Other program participants included The Angels in Harmony and the Praise Dance Team of Lowndesboro Missionary Baptist Church. Wayne Taylor, president of the Lowndesboro Landmarks Foundation, and Laura Ward attended.

According to the Elmore Bolling Foundation Inc., grants were received from the Alabama Historical Commission, the National Trust for Historic Preservation Gwyn Tuner Preservation Fund, the Lowndes County Commission and the town of Lowndesboro.

However, according to McCall, restoration funds have been “depleted.”

She said so far the building has been stabilized, but the Elmore Bolling Foundation Inc. is seeking funds to continue the restoration effort.

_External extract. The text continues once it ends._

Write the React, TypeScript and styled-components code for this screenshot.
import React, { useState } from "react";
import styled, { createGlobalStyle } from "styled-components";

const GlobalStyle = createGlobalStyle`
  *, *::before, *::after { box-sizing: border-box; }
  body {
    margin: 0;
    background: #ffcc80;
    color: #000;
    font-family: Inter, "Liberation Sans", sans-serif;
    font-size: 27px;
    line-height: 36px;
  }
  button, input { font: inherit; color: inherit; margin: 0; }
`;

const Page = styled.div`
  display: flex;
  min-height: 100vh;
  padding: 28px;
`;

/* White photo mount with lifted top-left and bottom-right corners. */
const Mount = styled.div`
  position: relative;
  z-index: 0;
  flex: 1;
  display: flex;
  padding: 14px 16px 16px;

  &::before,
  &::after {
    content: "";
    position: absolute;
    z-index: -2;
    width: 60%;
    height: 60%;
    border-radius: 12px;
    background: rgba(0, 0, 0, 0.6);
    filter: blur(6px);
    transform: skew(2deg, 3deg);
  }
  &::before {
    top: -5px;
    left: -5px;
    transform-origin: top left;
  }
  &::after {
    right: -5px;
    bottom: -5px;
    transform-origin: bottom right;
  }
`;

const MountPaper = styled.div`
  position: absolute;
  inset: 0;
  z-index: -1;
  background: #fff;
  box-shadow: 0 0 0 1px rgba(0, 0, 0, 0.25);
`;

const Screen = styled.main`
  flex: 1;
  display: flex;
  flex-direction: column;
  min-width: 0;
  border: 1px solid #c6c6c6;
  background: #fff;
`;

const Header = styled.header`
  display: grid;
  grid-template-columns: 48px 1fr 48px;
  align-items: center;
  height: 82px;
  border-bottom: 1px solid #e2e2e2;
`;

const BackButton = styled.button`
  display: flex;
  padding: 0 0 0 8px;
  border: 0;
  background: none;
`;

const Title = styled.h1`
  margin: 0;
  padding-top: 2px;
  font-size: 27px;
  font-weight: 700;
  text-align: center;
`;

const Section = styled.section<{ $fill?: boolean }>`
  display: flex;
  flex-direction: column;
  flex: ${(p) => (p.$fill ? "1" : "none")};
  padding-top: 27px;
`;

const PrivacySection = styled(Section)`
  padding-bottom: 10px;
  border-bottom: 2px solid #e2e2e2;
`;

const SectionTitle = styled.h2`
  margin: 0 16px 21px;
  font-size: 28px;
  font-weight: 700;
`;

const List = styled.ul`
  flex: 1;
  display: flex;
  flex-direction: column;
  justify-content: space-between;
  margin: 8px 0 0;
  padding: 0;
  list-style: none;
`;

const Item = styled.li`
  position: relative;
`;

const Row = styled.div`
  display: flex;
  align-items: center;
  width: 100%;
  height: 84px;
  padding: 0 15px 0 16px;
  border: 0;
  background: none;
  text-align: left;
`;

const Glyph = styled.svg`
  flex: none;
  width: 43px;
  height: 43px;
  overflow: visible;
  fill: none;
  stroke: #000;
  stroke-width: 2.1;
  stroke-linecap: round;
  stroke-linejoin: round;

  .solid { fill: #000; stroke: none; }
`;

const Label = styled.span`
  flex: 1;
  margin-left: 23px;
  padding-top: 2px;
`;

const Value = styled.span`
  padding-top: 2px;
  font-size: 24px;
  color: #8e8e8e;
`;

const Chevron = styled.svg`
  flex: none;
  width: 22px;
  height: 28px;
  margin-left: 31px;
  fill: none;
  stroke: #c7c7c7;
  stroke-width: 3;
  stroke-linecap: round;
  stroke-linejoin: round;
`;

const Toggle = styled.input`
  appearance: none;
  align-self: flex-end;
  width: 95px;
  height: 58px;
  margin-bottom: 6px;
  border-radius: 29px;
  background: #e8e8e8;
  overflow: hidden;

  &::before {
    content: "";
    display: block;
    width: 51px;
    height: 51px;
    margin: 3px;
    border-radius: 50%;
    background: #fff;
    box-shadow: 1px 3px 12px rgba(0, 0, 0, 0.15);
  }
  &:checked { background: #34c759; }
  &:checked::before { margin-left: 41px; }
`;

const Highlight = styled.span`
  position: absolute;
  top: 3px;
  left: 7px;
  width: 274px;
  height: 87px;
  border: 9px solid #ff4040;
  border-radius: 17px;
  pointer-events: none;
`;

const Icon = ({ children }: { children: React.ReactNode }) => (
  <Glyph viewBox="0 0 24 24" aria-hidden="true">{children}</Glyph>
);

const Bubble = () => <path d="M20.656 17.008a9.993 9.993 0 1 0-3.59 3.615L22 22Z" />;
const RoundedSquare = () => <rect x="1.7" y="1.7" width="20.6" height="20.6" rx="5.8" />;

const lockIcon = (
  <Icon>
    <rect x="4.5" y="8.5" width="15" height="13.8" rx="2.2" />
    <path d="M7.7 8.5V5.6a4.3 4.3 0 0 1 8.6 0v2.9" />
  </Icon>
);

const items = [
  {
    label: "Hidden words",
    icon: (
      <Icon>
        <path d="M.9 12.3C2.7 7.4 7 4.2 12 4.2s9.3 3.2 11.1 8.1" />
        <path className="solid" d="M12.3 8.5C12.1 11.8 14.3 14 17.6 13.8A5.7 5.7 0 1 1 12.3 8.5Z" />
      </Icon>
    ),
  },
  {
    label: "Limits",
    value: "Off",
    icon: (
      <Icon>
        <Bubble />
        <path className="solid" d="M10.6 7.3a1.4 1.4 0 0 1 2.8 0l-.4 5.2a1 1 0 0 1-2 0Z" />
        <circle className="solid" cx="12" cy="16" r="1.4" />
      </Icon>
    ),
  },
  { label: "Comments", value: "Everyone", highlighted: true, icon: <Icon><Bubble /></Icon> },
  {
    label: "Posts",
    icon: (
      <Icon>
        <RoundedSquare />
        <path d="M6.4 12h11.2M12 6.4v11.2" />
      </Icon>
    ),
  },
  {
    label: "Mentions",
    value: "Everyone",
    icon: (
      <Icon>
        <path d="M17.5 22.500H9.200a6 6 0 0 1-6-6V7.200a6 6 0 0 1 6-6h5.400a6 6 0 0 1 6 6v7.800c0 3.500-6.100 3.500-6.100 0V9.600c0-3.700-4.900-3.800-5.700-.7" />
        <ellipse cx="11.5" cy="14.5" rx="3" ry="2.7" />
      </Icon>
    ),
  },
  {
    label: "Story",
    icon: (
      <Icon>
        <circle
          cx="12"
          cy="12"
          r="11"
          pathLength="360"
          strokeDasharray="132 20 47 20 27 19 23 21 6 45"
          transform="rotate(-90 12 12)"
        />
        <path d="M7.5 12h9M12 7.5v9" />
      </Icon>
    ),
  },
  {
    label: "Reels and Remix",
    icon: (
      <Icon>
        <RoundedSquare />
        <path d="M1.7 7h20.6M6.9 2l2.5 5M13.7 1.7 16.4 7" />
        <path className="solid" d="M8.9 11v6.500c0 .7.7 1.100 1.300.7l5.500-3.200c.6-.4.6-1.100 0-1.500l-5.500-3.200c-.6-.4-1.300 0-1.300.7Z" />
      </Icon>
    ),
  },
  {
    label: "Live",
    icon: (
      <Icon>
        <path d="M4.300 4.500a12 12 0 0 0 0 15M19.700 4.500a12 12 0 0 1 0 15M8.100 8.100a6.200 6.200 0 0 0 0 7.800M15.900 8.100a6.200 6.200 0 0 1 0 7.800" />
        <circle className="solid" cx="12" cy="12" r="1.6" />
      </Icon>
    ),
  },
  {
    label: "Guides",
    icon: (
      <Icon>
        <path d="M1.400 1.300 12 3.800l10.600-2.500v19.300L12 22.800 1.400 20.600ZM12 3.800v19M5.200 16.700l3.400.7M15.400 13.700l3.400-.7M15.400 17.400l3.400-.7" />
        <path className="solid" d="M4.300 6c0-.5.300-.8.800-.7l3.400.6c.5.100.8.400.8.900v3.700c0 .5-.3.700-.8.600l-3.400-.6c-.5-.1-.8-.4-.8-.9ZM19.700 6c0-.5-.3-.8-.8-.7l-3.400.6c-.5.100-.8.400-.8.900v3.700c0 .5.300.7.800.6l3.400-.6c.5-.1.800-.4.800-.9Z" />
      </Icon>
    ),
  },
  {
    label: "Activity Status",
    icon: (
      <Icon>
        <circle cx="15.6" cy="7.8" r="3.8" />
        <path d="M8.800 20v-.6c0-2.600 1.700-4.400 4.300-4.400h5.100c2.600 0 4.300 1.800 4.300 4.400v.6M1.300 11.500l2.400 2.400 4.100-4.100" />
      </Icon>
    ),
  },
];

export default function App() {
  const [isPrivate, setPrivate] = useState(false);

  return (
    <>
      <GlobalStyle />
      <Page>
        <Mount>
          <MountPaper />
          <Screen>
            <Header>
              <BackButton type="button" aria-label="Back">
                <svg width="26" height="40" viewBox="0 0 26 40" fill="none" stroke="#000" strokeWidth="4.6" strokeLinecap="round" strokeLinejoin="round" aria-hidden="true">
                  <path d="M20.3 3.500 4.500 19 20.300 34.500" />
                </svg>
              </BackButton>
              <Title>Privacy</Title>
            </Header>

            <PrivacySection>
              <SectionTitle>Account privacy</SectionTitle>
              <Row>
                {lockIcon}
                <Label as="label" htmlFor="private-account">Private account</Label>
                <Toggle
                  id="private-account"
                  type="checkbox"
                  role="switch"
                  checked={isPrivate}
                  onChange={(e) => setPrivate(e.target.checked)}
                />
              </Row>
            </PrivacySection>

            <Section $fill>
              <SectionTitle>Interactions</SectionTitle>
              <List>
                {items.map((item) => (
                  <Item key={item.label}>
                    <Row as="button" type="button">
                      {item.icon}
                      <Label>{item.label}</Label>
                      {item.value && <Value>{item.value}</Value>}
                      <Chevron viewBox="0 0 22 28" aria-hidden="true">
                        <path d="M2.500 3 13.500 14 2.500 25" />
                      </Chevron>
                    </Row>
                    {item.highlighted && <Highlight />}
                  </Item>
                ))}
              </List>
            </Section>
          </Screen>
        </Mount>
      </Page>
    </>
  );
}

“The building will be used to inform the public on education for blacks in Lowndes County and Alabama pre and post reconstruction to address the needs of the at risk population, job training and to house a cultural center for educational outreach through the arts,” the Elmore Bolling Foundation reports.

Stallworth said Saturday’s celebration was intended to get everyone together who went to the school, honor one of the teachers and to reunite.

“One thing we would all like to do is pass along the roses while people are still living,” Dandrea J. Evans Sr., president of the Lowndesboro School Alumni Association said. “We realized that we have one remaining teacher who’s still living who taught at the school and we wanted to recognize her and let her know that we are trying to restore the school and make it a historic landmark whereby the time that she shared teaching the students that went there will be remembered in some form.”

Thomas said she taught at the old school in the later part of the 1950’s.

“We were coming to a two and three-room school,” she said. “And there were less children to work with at that time and not too many books. So, we did the best we could with what we had.”

She said parents back then were “excellent” because “they were loving and worked close with the teachers at that time.”